When summertime rolls around in Florida, you hardly need a news bulletin to let folks know. The searing temperatures and ample humidity make it all too clear. But that doesn’t stop the outdoor fun. Joseph Perno, M.D., medical staff affairs officer and pediatric emergency medicine physician at Johns Hopkins All Children’s Hospital has some advice on keeping your kids hydrated in the summer heat.
With the intense summer heat and humidity and many outdoor camp activities, how can children stay hydrated?
Hydration is one of the most important things to help avoid heat exhaustion or heat stroke. It is important to remember that by the time you are feeling thirsty, you are already mildly dehydrated. It is important to drink before, during and after a sporting activity.

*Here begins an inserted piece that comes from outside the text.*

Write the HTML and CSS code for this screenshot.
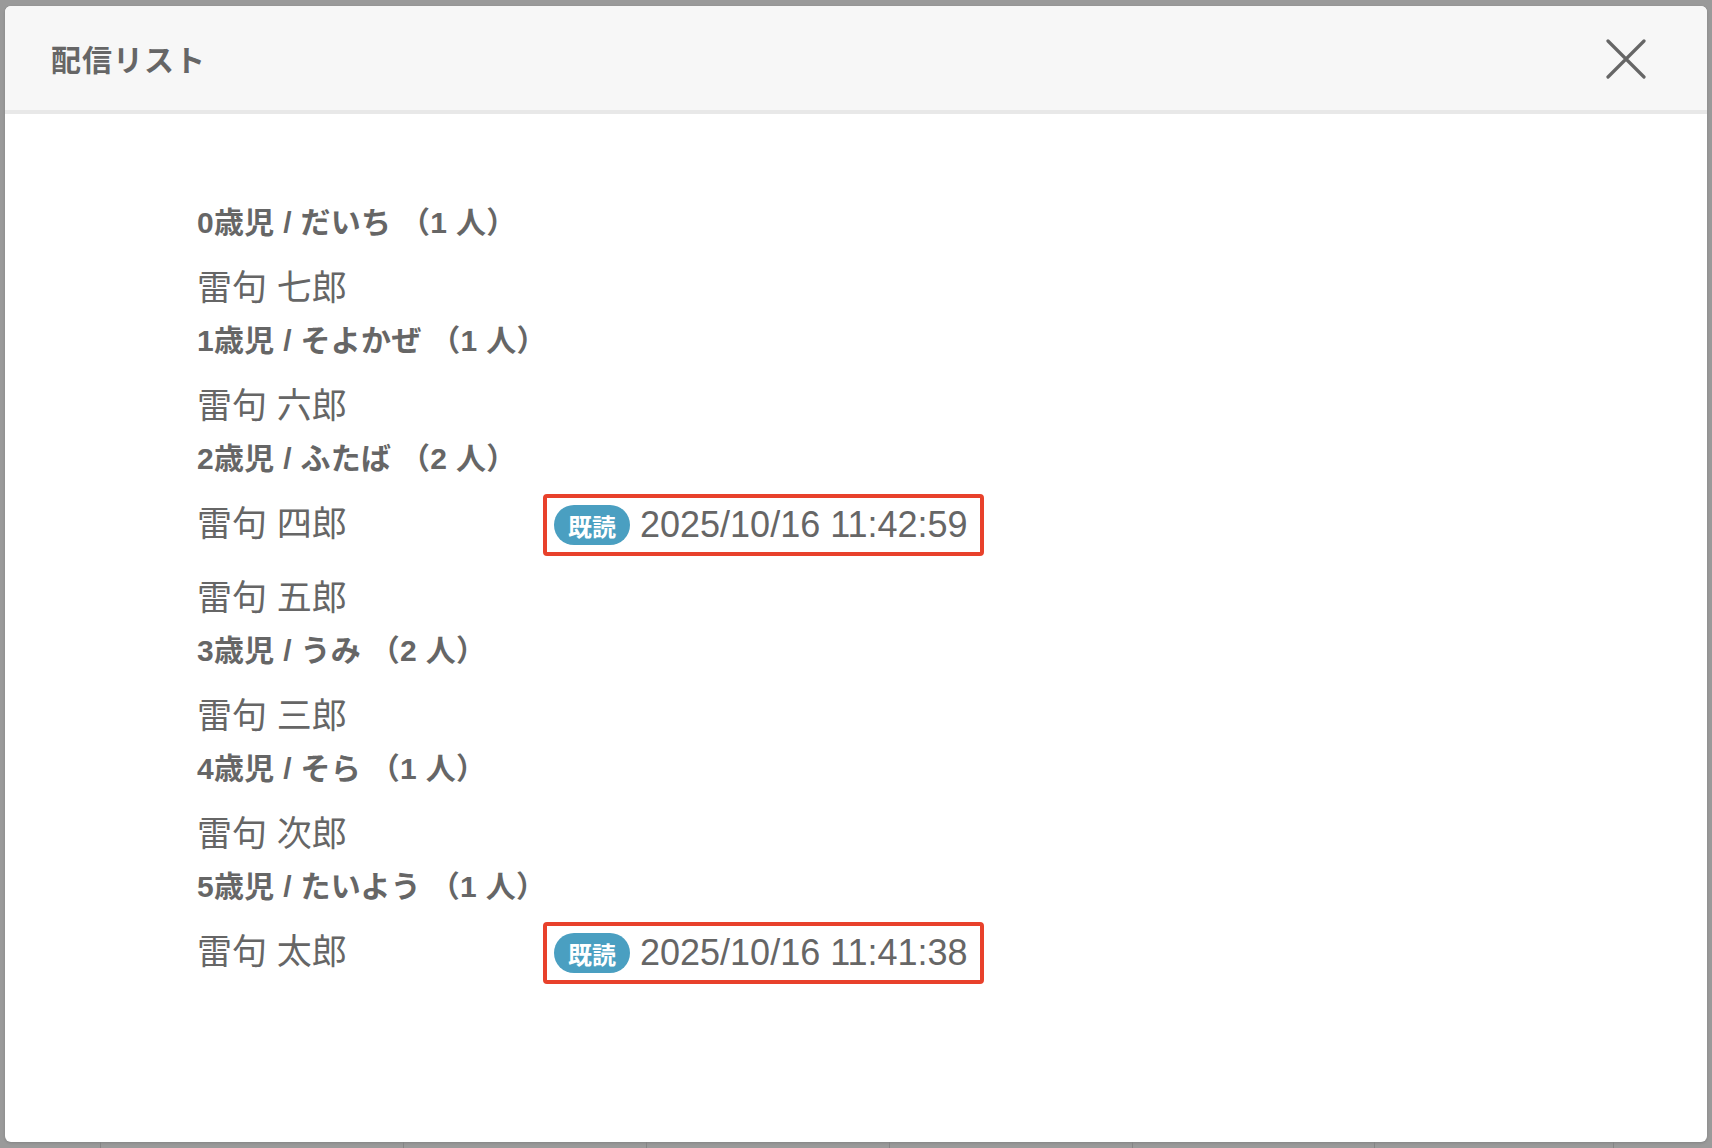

A good regimen is: You must pre-hydrate before exercise/heading outside ideally with three 8-ounce cups of water or sports drink two hours before exercise then two cups 15 minutes before exercise and then one cup every 15 minutes during exercise.

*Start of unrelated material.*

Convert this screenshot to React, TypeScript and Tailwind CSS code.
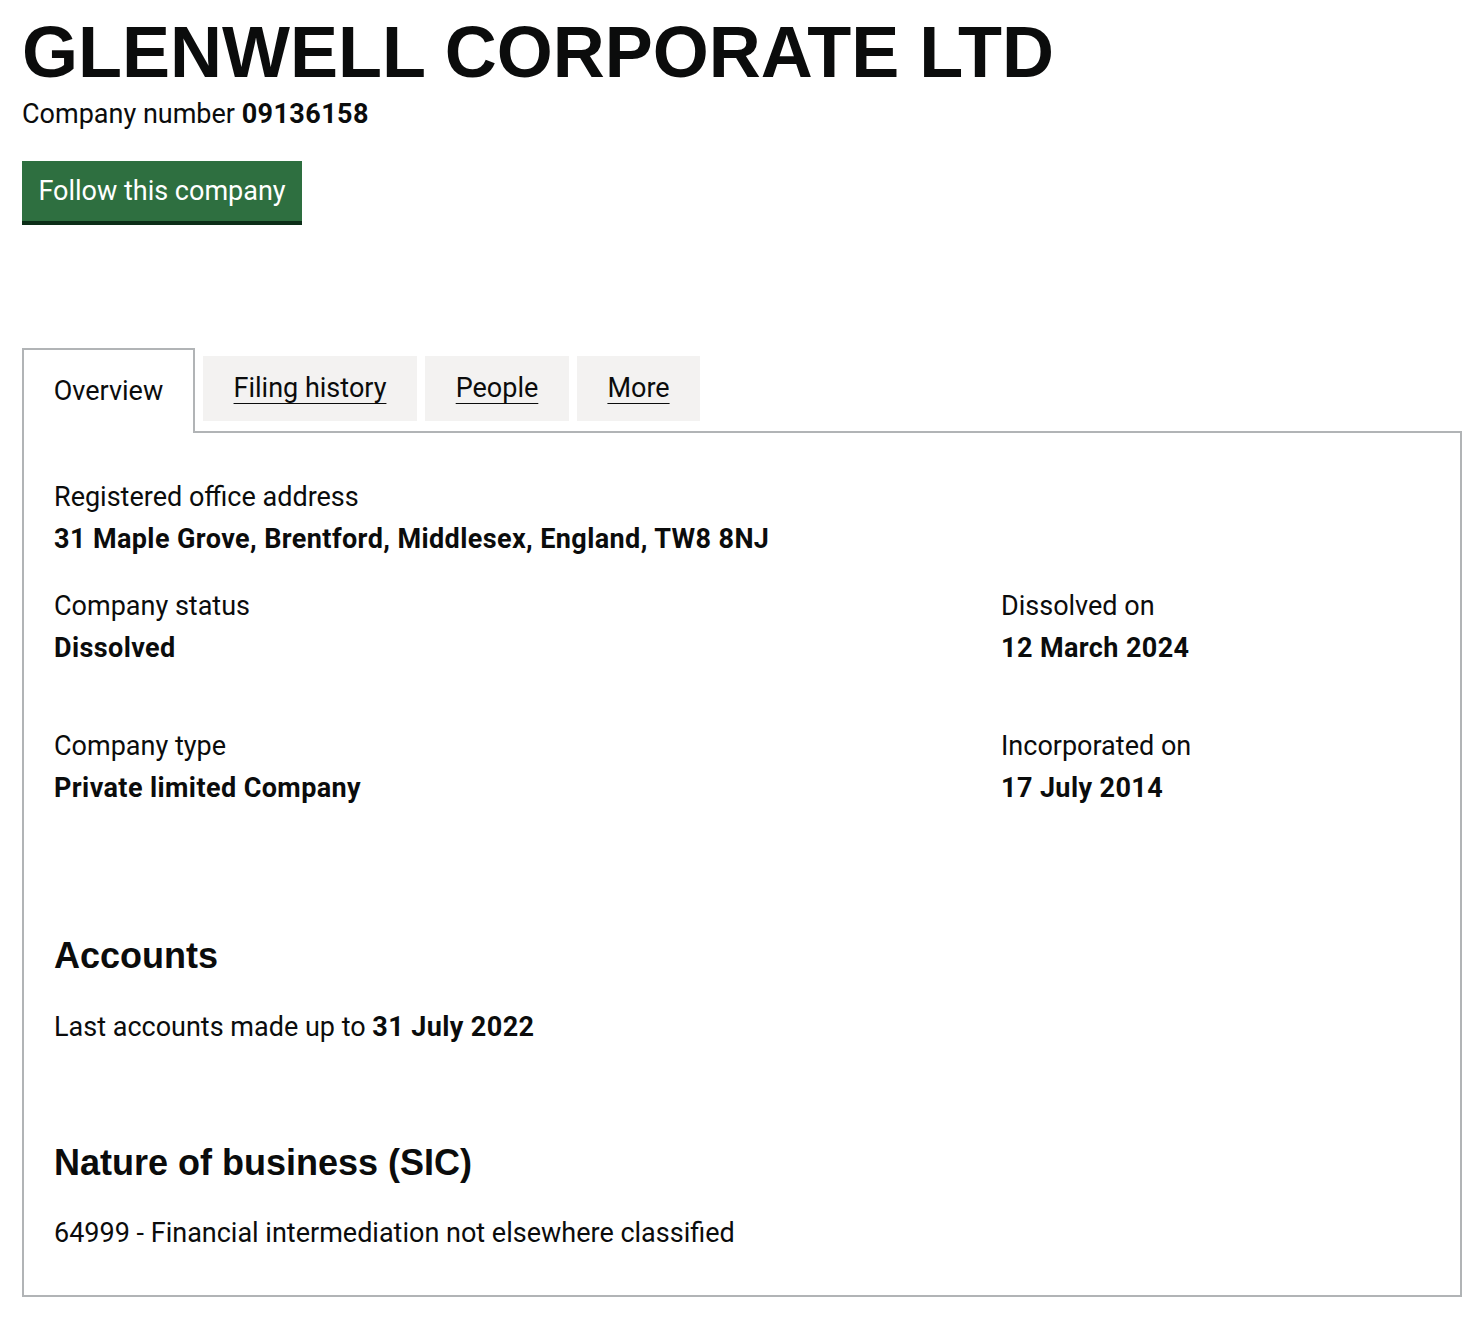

What should people be drinking: water or sports drinks?
Typically, if exercise is less than 60 minutes then water is adequate for hydration or re-hydration. If exercise is particularly intense or lasting longer than 60 minutes, a sports drink should be considered since it has important electrolytes.

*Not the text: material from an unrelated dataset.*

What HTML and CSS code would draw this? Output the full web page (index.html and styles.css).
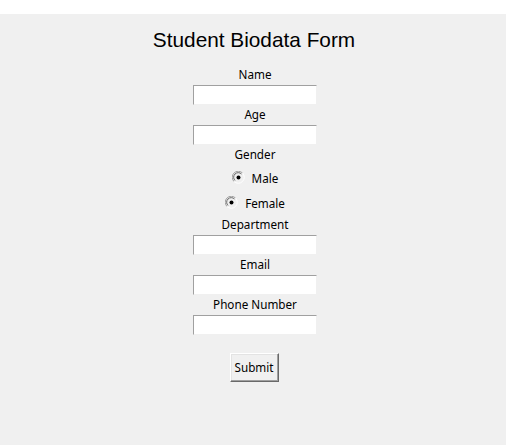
FILE: index.html
```html
<!DOCTYPE html>
<html>
<head>
<meta charset="utf-8">
<link rel="stylesheet" href="styles.css">
</head>
<body>
<div class="topbar"></div>
<div class="form">
  <div class="title">Student Biodata Form</div>
  <div class="label">Name</div>
  <div class="entry"></div>
  <div class="label">Age</div>
  <div class="entry"></div>
  <div class="label">Gender</div>
  <div class="radio male">
    <svg class="ind" width="13" height="13" viewBox="0 0 13 13">
      <path d="M2 10.5 A5.5 5.5 0 0 1 10.5 2" fill="none" stroke="#a0a0a0" stroke-width="1"/>
      <path d="M3 9.5 A4.5 4.5 0 0 1 9.5 3" fill="none" stroke="#696969" stroke-width="1"/>
      <path d="M10.5 2 A5.5 5.5 0 0 1 2 10.5" fill="none" stroke="#ffffff" stroke-width="1"/>
      <circle cx="6.5" cy="6.5" r="2" fill="#000"/>
    </svg>
    <span>Male</span>
  </div>
  <div class="radio female">
    <svg class="ind" width="13" height="13" viewBox="0 0 13 13">
      <path d="M2 10.5 A5.5 5.5 0 0 1 10.5 2" fill="none" stroke="#a0a0a0" stroke-width="1"/>
      <path d="M3 9.5 A4.5 4.5 0 0 1 9.5 3" fill="none" stroke="#696969" stroke-width="1"/>
      <path d="M10.5 2 A5.5 5.5 0 0 1 2 10.5" fill="none" stroke="#ffffff" stroke-width="1"/>
      <circle cx="6.5" cy="6.5" r="2" fill="#000"/>
    </svg>
    <span>Female</span>
  </div>
  <div class="label">Department</div>
  <div class="entry"></div>
  <div class="label">Email</div>
  <div class="entry"></div>
  <div class="label">Phone Number</div>
  <div class="entry"></div>
  <div class="button">Submit</div>
</div>
</body>
</html>
```
FILE: styles.css
```css
html, body {
  margin: 0;
  padding: 0;
}
body {
  background: #f0f0f0;
  width: 506px;
  height: 445px;
  overflow: hidden;
  font-family: "Noto Sans", "Open Sans", sans-serif;
  font-size: 11.7px;
  color: #000;
}
.topbar {
  height: 14px;
  background: #ffffff;
}
.form {
  display: flex;
  flex-direction: column;
  align-items: center;
  padding-left: 2px;
}
.title {
  height: 51px;
  line-height: 51px;
  font-family: "Liberation Sans", Arial, sans-serif;
  font-size: 20.8px;
}
.label {
  box-sizing: border-box;
  height: 20px;
  line-height: 19px;
  padding-left: 2px;
}
.entry {
  box-sizing: border-box;
  width: 124px;
  height: 20px;
  margin-left: 2px;
  background: #fff;
  border-top: 1px solid #a0a0a0;
  border-left: 1px solid #a0a0a0;
  border-right: 1px solid #f0f0f0;
  border-bottom: 1px solid #f0f0f0;
}
.radio {
  height: 25px;
  display: flex;
  align-items: center;
  gap: 7px;
  padding-left: 2px;
}
.radio .ind {
  display: block;
}
.button {
  margin-top: 18px;
  box-sizing: border-box;
  width: 49px;
  height: 29px;
  line-height: 27px;
  text-align: center;
  background: #f0f0f0;
  border-top: 1px solid #ffffff;
  border-left: 1px solid #ffffff;
  border-right: 1px solid #696969;
  border-bottom: 1px solid #696969;
  box-shadow: inset -1px -1px 0 #a0a0a0, inset 1px 1px 0 #e3e3e3;
}
```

Salt is probably the most important electrolyte that needs to be replenished, so if you are rehydrating with water, make sure to include some salt in your diet. Most sports drinks will contain adequate amounts of salt, glucose and potassium.
Please remember that sports drinks are good for people who are exercising or suffering from a stomach virus; otherwise they contain significant “empty” calories that can lead to obesity in children who are not active. The same is true for fruit juices.
What about sodas or other soft drinks?
Many sodas contain caffeine. Caffeine is a mild diuretic meaning that it will make you urinate. These are not helpful for keeping hydrated as you will urinate out as much as you are taking in.
Sodas without caffeine are better but are full of sugar. Also, the carbonation in most sodas will fill you up, limiting the amount of fluid you are able to take in. When combating dehydration, it is best to stick with water or sport drinks. Sodas should be saved for an occasional treat as they have no nutritional value.
Before we go, let’s talk about the “pee test.”
The pee test refers to the color of your urine. A person who is well hydrated should have urine that is light in color similar to lemonade. If you are dehydrated, your urine will be dark, sometimes even orange typically with a strong smell. Kids, especially older ones, should be taught to look for this and encouraged to drink more liquids until their “pee” is light yellow.